━━ RECORD EXTRACTS

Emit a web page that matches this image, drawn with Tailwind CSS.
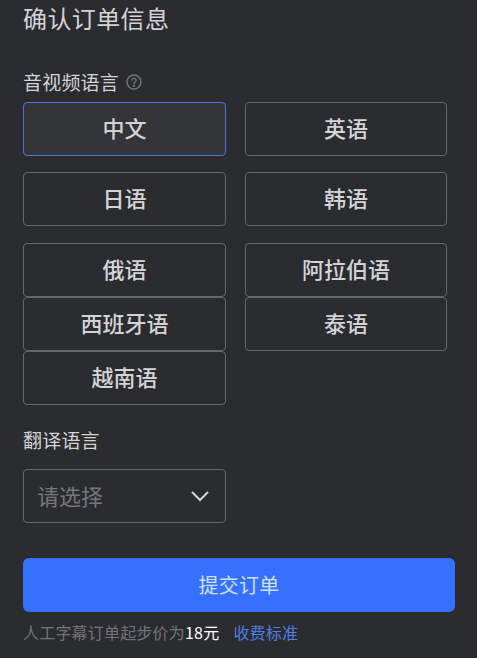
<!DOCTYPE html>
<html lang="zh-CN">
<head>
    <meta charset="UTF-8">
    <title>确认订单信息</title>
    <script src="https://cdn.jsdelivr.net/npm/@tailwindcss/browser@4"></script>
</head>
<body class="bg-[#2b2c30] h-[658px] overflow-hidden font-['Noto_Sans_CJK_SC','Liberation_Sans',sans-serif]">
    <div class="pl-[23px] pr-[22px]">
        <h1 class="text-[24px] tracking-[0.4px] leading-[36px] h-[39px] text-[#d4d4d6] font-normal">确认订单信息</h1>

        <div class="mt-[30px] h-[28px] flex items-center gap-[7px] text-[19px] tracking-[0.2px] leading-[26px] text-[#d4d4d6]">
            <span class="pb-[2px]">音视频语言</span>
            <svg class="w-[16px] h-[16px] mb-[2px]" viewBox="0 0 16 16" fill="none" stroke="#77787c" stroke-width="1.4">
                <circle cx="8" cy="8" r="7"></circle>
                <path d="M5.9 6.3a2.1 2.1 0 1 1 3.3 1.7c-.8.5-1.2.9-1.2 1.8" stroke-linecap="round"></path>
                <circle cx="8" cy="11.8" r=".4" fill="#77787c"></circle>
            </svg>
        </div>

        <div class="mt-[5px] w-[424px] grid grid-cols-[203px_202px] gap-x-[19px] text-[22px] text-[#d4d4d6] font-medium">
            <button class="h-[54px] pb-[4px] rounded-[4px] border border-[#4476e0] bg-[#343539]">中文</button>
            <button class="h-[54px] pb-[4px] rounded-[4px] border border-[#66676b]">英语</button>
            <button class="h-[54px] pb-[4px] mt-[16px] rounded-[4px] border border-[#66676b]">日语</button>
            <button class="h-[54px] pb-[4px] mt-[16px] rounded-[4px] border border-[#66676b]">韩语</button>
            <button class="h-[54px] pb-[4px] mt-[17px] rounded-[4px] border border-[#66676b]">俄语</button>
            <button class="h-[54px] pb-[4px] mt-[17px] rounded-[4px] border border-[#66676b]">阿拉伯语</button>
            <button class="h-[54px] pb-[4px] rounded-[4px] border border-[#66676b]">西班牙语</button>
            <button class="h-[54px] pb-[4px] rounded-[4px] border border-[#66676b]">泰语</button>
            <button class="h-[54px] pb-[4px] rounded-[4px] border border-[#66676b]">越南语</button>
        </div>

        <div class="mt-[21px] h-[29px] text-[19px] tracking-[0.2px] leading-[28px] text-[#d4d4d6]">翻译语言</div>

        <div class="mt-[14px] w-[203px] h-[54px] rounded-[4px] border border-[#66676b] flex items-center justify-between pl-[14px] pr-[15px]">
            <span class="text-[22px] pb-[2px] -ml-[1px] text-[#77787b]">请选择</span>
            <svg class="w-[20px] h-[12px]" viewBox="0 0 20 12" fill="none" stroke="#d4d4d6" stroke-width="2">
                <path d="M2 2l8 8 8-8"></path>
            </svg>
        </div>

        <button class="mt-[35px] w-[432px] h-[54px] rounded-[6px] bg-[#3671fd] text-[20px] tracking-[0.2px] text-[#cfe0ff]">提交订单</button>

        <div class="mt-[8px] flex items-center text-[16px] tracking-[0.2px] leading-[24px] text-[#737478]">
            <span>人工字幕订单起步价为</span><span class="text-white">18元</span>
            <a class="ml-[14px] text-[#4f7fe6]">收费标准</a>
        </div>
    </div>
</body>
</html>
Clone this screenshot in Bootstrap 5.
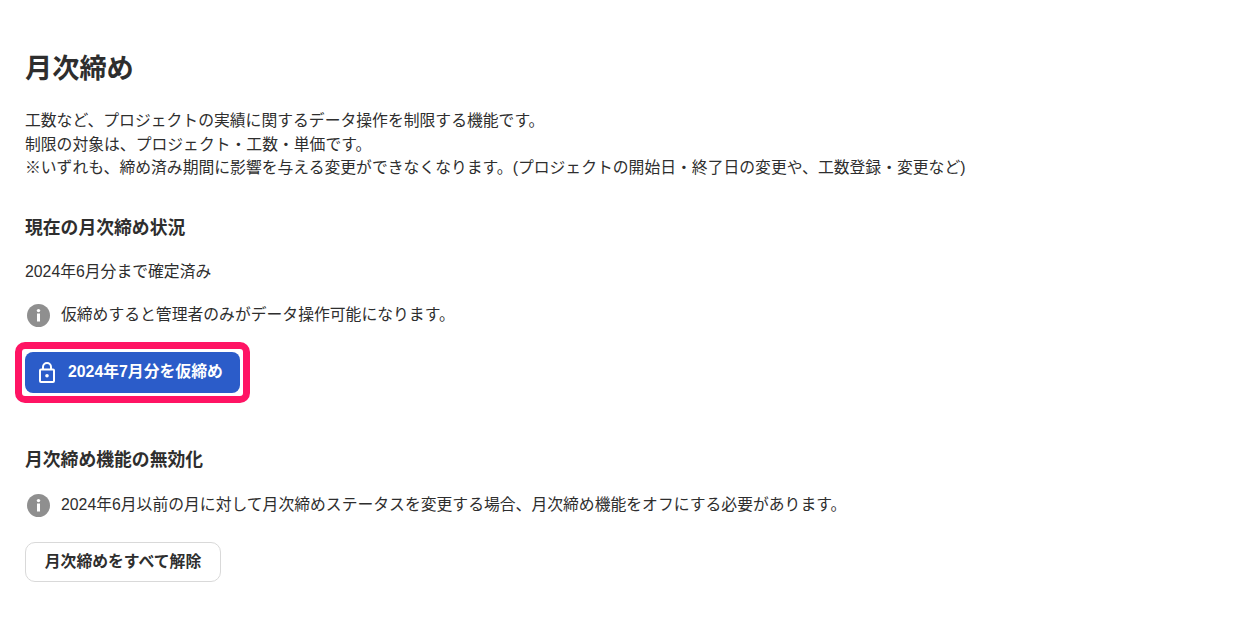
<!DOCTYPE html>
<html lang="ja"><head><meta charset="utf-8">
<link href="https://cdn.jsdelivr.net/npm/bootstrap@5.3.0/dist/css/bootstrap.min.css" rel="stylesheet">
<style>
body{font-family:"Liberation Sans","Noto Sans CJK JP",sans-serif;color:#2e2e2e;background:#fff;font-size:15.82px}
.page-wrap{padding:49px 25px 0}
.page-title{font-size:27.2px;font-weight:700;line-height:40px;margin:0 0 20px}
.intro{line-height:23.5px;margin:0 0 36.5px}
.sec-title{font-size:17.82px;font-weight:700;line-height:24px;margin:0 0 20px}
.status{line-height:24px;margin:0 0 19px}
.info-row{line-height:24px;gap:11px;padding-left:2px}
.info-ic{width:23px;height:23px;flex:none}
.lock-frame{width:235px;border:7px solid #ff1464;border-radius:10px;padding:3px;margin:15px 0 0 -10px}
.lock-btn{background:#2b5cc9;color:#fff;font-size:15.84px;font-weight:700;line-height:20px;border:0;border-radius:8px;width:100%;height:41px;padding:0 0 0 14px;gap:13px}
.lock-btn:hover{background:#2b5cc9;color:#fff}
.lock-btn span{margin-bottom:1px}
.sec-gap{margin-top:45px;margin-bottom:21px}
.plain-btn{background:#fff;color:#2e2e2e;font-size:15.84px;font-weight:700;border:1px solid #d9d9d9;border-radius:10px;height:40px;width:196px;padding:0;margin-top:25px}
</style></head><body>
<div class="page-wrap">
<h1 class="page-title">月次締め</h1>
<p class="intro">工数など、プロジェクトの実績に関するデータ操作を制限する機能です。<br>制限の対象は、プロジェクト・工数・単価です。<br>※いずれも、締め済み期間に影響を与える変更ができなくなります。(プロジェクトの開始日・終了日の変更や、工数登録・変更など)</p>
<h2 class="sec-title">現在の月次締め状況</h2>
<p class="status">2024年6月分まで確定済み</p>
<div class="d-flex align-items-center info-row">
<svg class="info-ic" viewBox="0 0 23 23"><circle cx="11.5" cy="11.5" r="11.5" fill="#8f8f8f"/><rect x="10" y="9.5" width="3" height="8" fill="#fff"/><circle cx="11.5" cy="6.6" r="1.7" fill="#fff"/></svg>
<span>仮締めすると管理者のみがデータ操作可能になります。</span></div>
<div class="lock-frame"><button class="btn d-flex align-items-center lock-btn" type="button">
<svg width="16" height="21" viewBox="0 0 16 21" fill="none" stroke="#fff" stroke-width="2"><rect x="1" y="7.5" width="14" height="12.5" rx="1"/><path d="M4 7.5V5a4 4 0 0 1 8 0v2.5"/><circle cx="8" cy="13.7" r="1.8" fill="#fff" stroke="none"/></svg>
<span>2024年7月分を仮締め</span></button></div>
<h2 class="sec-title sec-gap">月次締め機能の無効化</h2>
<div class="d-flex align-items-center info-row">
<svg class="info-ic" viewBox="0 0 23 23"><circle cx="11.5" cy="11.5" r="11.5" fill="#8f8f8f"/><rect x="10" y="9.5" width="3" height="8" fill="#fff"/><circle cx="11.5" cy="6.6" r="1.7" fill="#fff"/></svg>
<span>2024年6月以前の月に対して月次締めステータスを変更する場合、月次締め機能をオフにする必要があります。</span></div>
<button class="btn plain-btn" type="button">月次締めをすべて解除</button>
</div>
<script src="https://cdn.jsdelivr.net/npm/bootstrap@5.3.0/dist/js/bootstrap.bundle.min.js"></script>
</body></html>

━━━━

# WRITTEN TASK:
Check each line above for the string "page" and report how many lines have it, giving only the number.

# RESPONSE TO THE TASK:
5